Lines holding the string "this" are the ones to copy; find them all in the data.

**** INFORMATION PROVIDED ****

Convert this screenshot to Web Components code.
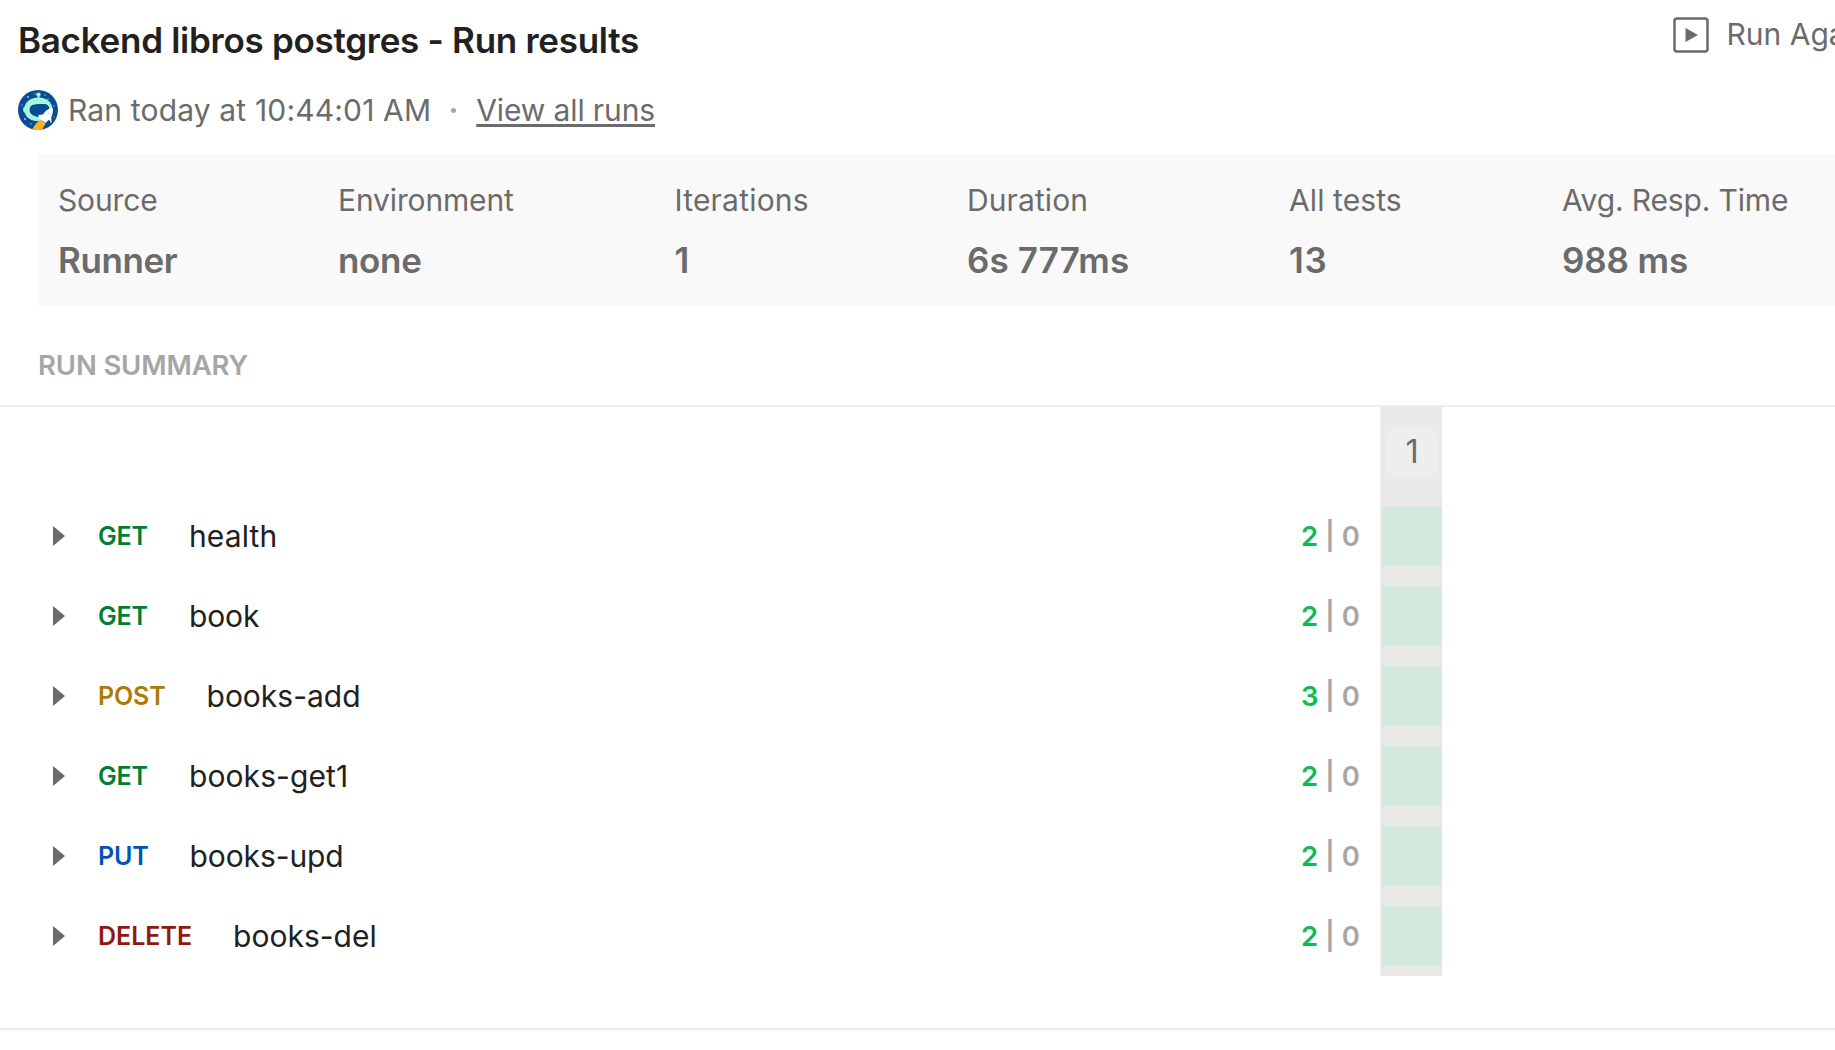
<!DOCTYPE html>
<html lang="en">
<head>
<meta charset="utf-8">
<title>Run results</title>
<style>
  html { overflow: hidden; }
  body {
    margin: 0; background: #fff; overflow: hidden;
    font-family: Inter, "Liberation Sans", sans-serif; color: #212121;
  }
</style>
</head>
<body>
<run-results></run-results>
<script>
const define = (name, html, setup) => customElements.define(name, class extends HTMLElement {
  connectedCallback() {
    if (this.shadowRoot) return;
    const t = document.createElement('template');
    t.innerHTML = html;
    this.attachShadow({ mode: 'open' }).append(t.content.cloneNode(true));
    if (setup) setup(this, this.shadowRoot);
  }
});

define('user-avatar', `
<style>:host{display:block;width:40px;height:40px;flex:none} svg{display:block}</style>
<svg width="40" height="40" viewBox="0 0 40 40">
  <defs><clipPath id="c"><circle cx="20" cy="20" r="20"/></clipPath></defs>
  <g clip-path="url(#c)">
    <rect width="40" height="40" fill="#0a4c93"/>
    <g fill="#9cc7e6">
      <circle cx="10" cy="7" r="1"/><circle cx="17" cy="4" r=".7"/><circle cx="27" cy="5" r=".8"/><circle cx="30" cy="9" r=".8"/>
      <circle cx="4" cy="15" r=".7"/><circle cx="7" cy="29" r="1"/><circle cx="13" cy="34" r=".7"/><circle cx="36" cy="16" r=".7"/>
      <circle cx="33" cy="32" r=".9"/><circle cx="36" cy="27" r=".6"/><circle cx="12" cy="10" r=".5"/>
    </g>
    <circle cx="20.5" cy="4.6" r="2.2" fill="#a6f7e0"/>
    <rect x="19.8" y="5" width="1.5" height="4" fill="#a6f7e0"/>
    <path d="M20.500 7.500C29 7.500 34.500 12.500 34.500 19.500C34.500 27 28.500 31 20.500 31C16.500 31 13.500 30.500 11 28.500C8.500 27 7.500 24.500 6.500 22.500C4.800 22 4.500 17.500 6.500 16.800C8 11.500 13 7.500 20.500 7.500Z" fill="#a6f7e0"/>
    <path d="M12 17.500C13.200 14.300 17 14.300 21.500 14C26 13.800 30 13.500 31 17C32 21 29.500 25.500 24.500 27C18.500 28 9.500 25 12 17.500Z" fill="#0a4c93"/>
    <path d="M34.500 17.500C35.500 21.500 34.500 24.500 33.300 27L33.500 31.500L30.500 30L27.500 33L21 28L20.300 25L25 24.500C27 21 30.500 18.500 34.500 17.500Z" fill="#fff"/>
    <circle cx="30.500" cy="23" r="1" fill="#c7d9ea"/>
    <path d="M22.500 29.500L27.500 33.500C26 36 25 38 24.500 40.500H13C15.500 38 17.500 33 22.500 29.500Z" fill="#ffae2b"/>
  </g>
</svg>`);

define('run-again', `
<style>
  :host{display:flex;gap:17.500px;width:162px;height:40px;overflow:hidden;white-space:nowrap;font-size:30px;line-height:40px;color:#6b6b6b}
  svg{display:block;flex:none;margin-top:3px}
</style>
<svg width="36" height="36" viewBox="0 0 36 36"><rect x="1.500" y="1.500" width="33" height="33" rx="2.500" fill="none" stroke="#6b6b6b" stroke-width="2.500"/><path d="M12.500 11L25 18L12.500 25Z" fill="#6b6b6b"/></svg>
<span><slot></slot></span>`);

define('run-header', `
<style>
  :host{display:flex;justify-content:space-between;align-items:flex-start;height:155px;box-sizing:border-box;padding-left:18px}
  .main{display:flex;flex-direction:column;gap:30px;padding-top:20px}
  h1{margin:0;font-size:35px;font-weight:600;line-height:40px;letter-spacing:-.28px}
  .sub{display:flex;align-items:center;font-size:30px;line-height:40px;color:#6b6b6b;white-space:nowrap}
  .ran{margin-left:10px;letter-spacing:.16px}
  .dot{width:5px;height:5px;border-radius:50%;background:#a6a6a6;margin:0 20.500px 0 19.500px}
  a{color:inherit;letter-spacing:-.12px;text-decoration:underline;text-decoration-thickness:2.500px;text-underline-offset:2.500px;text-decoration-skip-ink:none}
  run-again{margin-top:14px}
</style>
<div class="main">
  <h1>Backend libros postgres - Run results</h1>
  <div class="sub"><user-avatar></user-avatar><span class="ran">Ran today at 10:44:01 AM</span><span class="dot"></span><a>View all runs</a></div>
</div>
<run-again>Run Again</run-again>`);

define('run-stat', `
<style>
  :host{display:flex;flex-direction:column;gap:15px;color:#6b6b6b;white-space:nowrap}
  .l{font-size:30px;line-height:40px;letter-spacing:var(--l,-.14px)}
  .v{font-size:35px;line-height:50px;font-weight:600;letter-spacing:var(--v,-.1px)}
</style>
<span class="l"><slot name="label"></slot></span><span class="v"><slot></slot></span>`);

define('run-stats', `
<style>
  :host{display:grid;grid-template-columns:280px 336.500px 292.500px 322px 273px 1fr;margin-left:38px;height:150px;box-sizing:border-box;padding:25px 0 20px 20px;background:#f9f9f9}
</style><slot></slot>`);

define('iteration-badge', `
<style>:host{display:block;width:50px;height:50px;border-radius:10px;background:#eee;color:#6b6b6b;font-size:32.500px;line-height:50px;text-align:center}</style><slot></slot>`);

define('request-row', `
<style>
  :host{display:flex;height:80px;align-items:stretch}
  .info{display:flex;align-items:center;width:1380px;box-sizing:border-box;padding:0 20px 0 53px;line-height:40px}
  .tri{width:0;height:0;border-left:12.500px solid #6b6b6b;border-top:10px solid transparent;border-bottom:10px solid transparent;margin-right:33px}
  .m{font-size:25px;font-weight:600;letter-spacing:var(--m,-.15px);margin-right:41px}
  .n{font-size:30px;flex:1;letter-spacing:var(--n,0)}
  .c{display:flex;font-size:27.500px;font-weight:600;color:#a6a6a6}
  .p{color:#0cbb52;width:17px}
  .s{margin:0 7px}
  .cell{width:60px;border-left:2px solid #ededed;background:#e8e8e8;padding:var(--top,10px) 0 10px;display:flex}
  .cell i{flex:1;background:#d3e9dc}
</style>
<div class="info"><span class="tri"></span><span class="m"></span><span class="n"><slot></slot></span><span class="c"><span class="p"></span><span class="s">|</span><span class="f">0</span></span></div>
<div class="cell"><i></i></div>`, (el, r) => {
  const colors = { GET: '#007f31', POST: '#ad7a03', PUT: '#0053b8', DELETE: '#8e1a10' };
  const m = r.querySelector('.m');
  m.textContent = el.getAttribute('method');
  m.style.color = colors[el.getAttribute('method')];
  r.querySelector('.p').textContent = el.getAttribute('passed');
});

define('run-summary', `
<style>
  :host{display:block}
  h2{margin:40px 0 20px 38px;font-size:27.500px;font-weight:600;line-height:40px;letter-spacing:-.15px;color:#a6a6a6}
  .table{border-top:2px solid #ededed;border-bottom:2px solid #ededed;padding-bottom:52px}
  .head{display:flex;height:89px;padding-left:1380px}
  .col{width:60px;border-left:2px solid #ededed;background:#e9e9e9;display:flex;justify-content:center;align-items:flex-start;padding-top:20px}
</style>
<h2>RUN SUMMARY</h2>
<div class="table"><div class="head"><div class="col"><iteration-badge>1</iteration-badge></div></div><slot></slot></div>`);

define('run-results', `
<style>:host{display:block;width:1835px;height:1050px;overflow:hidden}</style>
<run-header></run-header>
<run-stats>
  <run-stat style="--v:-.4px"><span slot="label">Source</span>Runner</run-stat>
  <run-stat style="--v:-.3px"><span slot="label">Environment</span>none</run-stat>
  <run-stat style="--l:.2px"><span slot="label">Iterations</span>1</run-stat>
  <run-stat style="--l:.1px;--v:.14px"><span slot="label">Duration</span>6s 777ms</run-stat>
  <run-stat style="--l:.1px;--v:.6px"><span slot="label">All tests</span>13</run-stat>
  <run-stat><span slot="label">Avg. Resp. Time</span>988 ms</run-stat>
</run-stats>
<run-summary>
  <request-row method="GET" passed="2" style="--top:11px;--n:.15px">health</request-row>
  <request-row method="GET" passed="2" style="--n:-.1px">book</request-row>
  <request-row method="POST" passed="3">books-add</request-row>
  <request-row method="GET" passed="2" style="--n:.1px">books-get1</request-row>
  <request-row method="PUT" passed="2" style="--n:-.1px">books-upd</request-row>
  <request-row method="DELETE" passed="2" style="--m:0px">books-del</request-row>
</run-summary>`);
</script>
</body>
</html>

****

COMPLETED TASK >>
Convert this screenshot to Web Components code.
    if (this.shadowRoot) return;
    this.attachShadow({ mode: 'open' }).append(t.content.cloneNode(true));
    if (setup) setup(this, this.shadowRoot);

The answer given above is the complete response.